Platkin also said he directed Alvarez’s boss at the SDA to give Alvarez another push toward the door.

“The next day, Mr. Alvarez called me,” Platkin, one of Murphy’s two top aides, testified. “He was very emotional and was sobbing. He vehemently denied the allegations and explained that he had already been investigated for the alleged misconduct, but cleared.”

Alvarez, who was a top aide on Murphy’s gubernatorial campaign at the time of the alleged assault, had been investigated by the Hudson County Prosecutor’s Office but not charged. The case is currently under review by the Middlesex County Prosecutor’s Office.

Platkin, who had not previously spoken to Alvarez about the allegations before June, said he told him “nevertheless” that needed to leave state government.

“He informed me in clear terms that he would do so, but since he was the caretaker for two minor children, he needed some more time to find other employment so that he could continue to support his family,” Platkin testified.

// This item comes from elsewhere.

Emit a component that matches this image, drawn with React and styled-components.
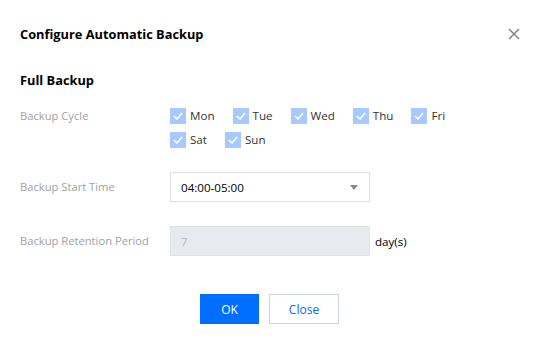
import styled, { createGlobalStyle } from "styled-components";

const GlobalStyle = createGlobalStyle`
  html, body {
    margin: 0;
    padding: 0;
    background: #fff;
    font-family: "Open Sans", "Noto Sans", sans-serif;
    color: #000;
  }
`;

const Dialog = styled.div`
  width: 542px;
  height: 344px;
  box-sizing: border-box;
  padding: 24px 20px 20px;
  background: #fff;
`;

const Header = styled.div`
  display: flex;
  align-items: center;
  justify-content: space-between;
  height: 20px;
`;

const Title = styled.h3`
  margin: 0;
  font-size: 12.8px;
  font-weight: 700;
  line-height: 20px;
  color: #000;
`;

const CloseIcon = styled.button`
  width: 14px;
  height: 14px;
  padding: 0;
  margin-right: 1px;
  border: none;
  background: none;
  display: flex;
  align-items: center;
  justify-content: center;
  cursor: pointer;
`;

const SectionTitle = styled.h4`
  margin: 26px 0 18px;
  font-size: 12.8px;
  font-weight: 700;
  line-height: 20px;
`;

const Form = styled.div`
  display: flex;
  flex-direction: column;
  gap: 24px;
`;

const Row = styled.div`
  display: grid;
  grid-template-columns: 150px 1fr;
  align-items: ${(p) => (p.$top ? "start" : "center")};
`;

const Label = styled.label`
  font-size: 11.2px;
  line-height: 16px;
  color: #a2a2a2;
`;

const Days = styled.div`
  display: flex;
  flex-wrap: wrap;
  row-gap: 8px;
  width: 300px;
`;

const Day = styled.label`
  display: flex;
  align-items: center;
  gap: 4px;
  margin-right: 18px;
  font-size: 11.6px;
  line-height: 16px;
  color: #333;
`;

const Box = styled.span`
  width: 16px;
  height: 16px;
  background: #a6cafd;
  display: flex;
  align-items: center;
  justify-content: center;
`;

const Control = styled.div`
  display: flex;
  align-items: center;
  gap: 5px;
`;

const Field = styled.div`
  width: 200px;
  height: 30px;
  box-sizing: border-box;
  border: 1px solid ${(p) => (p.$disabled ? "#dfe2e6" : "#dcdfe3")};
  background: ${(p) => (p.$disabled ? "#e7eaef" : "#fff")};
  color: ${(p) => (p.$disabled ? "#b4b8bf" : "#000")};
  padding: 0 10px;
  display: flex;
  align-items: center;
  justify-content: space-between;
  font-size: 11.6px;
`;

const Arrow = styled.span`
  width: 0;
  height: 0;
  border-left: 4px solid transparent;
  border-right: 4px solid transparent;
  border-top: 5px solid #888;
  margin-right: 1px;
`;

const Unit = styled.span`
  font-size: 11.6px;
  color: #000;
`;

const Footer = styled.div`
  display: flex;
  justify-content: center;
  gap: 10px;
  margin-top: 38px;
  padding-right: 3px;
`;

const Button = styled.button`
  height: 30px;
  min-width: ${(p) => (p.$primary ? "59px" : "70px")};
  box-sizing: border-box;
  padding: 0 16px;
  font-family: inherit;
  font-size: 12px;
  border: 1px solid ${(p) => (p.$primary ? "#006eff" : "#cfd5de")};
  background: ${(p) => (p.$primary ? "#006eff" : "#fff")};
  color: ${(p) => (p.$primary ? "#fff" : "#006eff")};
  cursor: pointer;
`;

const days = ["Mon", "Tue", "Wed", "Thu", "Fri", "Sat", "Sun"];

const Check = () => (
  <svg width="10" height="8" viewBox="0 0 10 8">
    <path d="M1 4l3 3 5-6" fill="none" stroke="#fff" strokeWidth="1.6" />
  </svg>
);

export default function App() {
  return (
    <Dialog>
      <GlobalStyle />
      <Header>
        <Title>Configure Automatic Backup</Title>
        <CloseIcon aria-label="close">
          <svg width="12" height="12" viewBox="0 0 12 12">
            <path d="M1 1l10 10M11 1L1 11" stroke="#888" strokeWidth="1.6" />
          </svg>
        </CloseIcon>
      </Header>
      <SectionTitle>Full Backup</SectionTitle>
      <Form>
        <Row $top>
          <Label>Backup Cycle</Label>
          <Days>
            {days.map((d) => (
              <Day key={d}>
                <Box>
                  <Check />
                </Box>
                {d}
              </Day>
            ))}
          </Days>
        </Row>
        <Row>
          <Label>Backup Start Time</Label>
          <Control>
            <Field>
              04:00-05:00
              <Arrow />
            </Field>
          </Control>
        </Row>
        <Row>
          <Label>Backup Retention Period</Label>
          <Control>
            <Field $disabled>7</Field>
            <Unit>day(s)</Unit>
          </Control>
        </Row>
      </Form>
      <Footer>
        <Button $primary>OK</Button>
        <Button>Close</Button>
      </Footer>
    </Dialog>
  );
}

Alvarez told him at one point that he had applied for a number of jobs, including one at Rutgers University.

“It is my understanding that Mr. Alvarez did, indeed, find another job and was planning to leave in October 2018,” Platkin said.

Platkin said he later learned from Cammarano that Alvarez had never applied for a job at Rutgers.

Alvarez resigned on Oct. 2, after an inquiry by the Wall Street Journal. That’s the first time, Platkin said, that Murphy learned of what happened.

“I was personally present on Oct. 2, 2018, when the governor was informed of the allegation based on the press outreach,” Platkin said. “I can tell you that the governor was visibly shocked and upset, and did not appear to have any prior knowledge of the accusation.”

Platkin faced intense questioning from lawmakers and attorneys working for the committee. His decisions left some troubled and struggling to understand why he had not told Murphy, especially after Brennan personally contacted the governor and First Lady Tammy Murphy.

Michael Critchley, a prominent defense attorney serving as counsel to the Senate side of the committee, said he was “having a hard time believing you did not tell the governor.” He called it “head-scratcher.”

"When you put these bad judgment calls together it becomes a pattern,” Critchley said.

Asked if he would handle things different today, Platkin said, “I think, given the facts we know now, I would have informed the governor.”